Did you know that the majority of the AICPA Peer Review Program’s identified deficiencies and the highest frequency of malpractice insurance claims reported by professional liability insurance companies relate to public accounting services other than audits? Engagements that do not provide any form of assurance at all can carry the most practice risk. CPA firms must proactively take quality-control steps to mitigate practice risk when performing non-audit services, including bookkeeping, preparing financial statements, compilations, and more.
This should include responding to client and third-party requests that may not result in any formal work product.
For example, your client’s bank calls you to ask you to verify the client’s self-employment income or authenticate that the client is turning a profit. What is the harm in responding, right?
Unfortunately, even a verbal response or an attempt to provide a written “non-answer” for any request by a third party for verification or comfort can put a CPA’s practice at risk, whether it is for breaching client confidentiality, inappropriately providing assurance on a matter of solvency, or other reason.
To be able to defend properly against possible professional liability claims, a CPA may not be able to respond to a third party’s specific request as originally presented. Instead, the CPA may need to suggest that the client or third party engage the CPA in an alternative attest or non-attest service that would meet the needs of the requesting parties, but also help the CPA manage practice risk.
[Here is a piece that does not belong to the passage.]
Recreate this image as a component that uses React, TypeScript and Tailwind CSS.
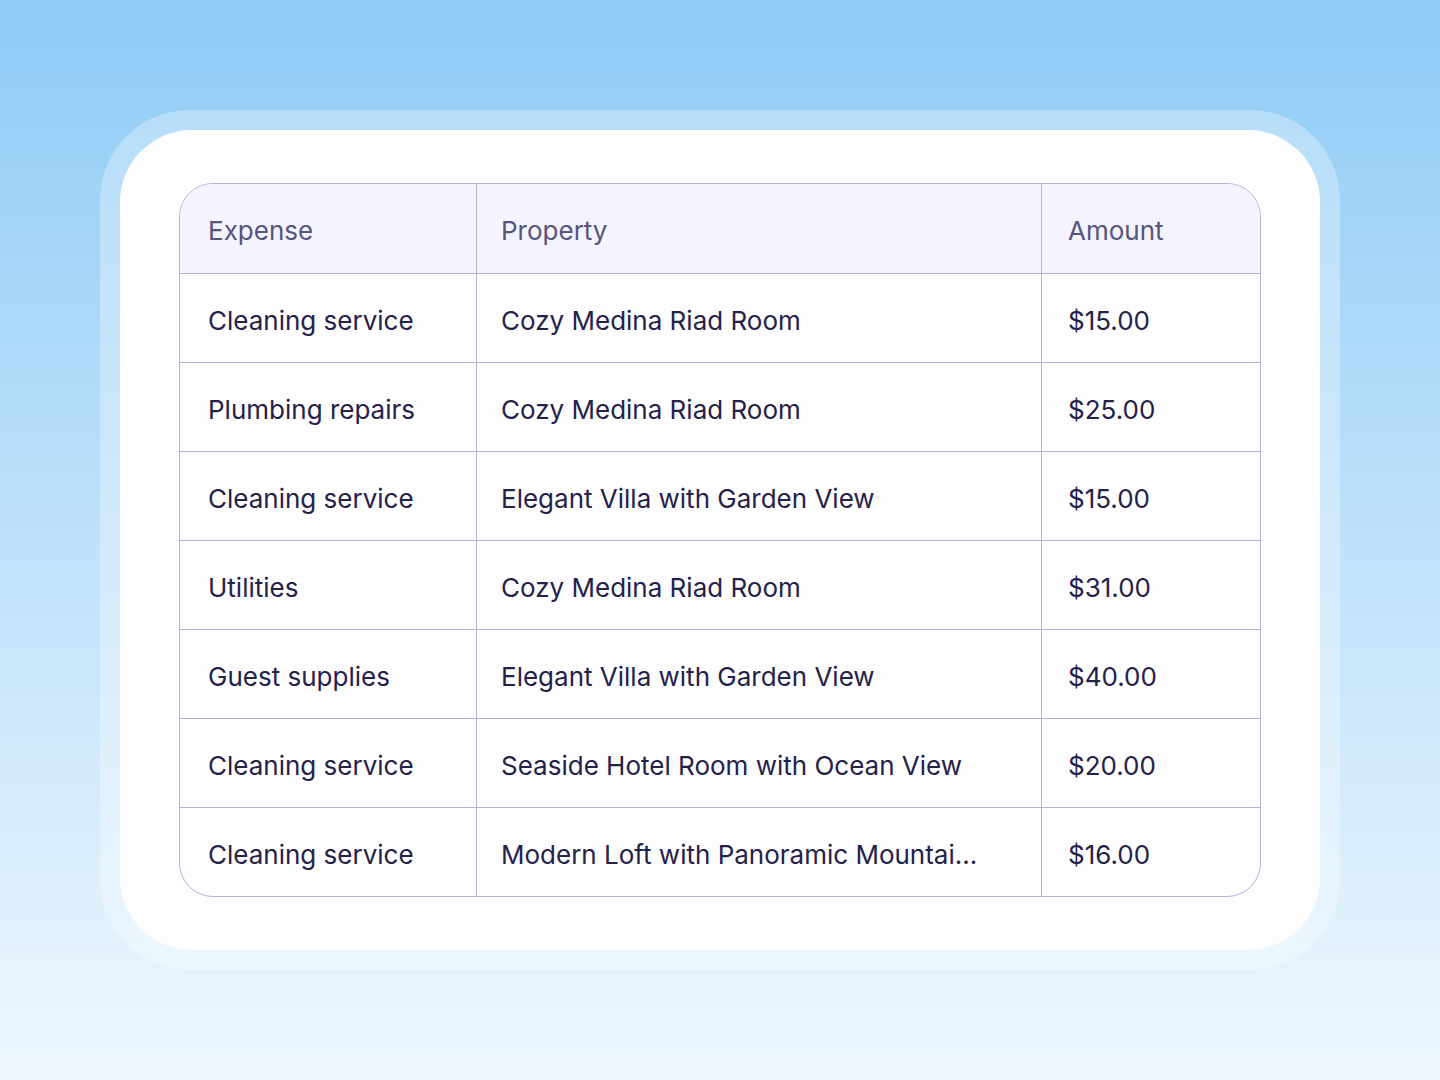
const rows = [
  { expense: "Cleaning service", property: "Cozy Medina Riad Room", amount: "$15.00" },
  { expense: "Plumbing repairs", property: "Cozy Medina Riad Room", amount: "$25.00" },
  { expense: "Cleaning service", property: "Elegant Villa with Garden View", amount: "$15.00" },
  { expense: "Utilities", property: "Cozy Medina Riad Room", amount: "$31.00" },
  { expense: "Guest supplies", property: "Elegant Villa with Garden View", amount: "$40.00" },
  { expense: "Cleaning service", property: "Seaside Hotel Room with Ocean View", amount: "$20.00" },
  { expense: "Cleaning service", property: "Modern Loft with Panoramic Mountai...", amount: "$16.00" },
];

export default function App() {
  return (
    <div
      className="h-[1080px] w-full bg-gradient-to-b from-[#8ecbf5] to-[#eef7fe] px-[100px] py-[110px]"
      style={{ fontFamily: "Inter, 'Noto Sans', sans-serif" }}
    >
      <div className="h-full rounded-[90px] bg-white/30 p-[20px]">
        <div className="h-full rounded-[72px] bg-[#fdfdfe] px-[59px] py-[53px]">
          <div className="overflow-hidden rounded-[34px] border border-[#b4b0dc]">
            <div className="grid grid-cols-[297px_565px_1fr] bg-[#f4f3ff] text-[26px] text-[#57557c]">
              <div className="flex h-[90px] items-center border-r border-b border-[#b4b0dc] pt-[3px] pl-[28px]">Expense</div>
              <div className="flex h-[90px] items-center border-r border-b border-[#b4b0dc] pt-[3px] pl-[24px]">Property</div>
              <div className="flex h-[90px] items-center border-b border-[#b4b0dc] pt-[3px] pl-[26px]">Amount</div>
            </div>
            {rows.map((r, i) => (
              <div
                key={i}
                className={`grid grid-cols-[297px_565px_1fr] text-[26px] text-[#25224a] ${
                  i < rows.length - 1 ? "border-b border-[#b4b0dc]" : ""
                }`}
              >
                <div className="flex h-[88px] items-center border-r border-[#b4b0dc] pt-[4px] pl-[28px]">{r.expense}</div>
                <div className="flex h-[88px] items-center border-r border-[#b4b0dc] pt-[4px] pl-[24px] whitespace-nowrap">{r.property}</div>
                <div className="flex h-[88px] items-center pt-[4px] pl-[26px]">{r.amount}</div>
              </div>
            ))}
          </div>
        </div>
      </div>
    </div>
  );
}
For example, a CPA can’t verify that a client is not insolvent at the time debt is incurred (or whether it would become insolvent by taking on debt). However, a CPA may prepare, compile, or review a fair value balance sheet as a special purpose framework in accordance with SSARS 21.
Every CPA should evaluate the malpractice and quality risks associated with any service provided – especially when providing non-audit services that may carry the highest risk.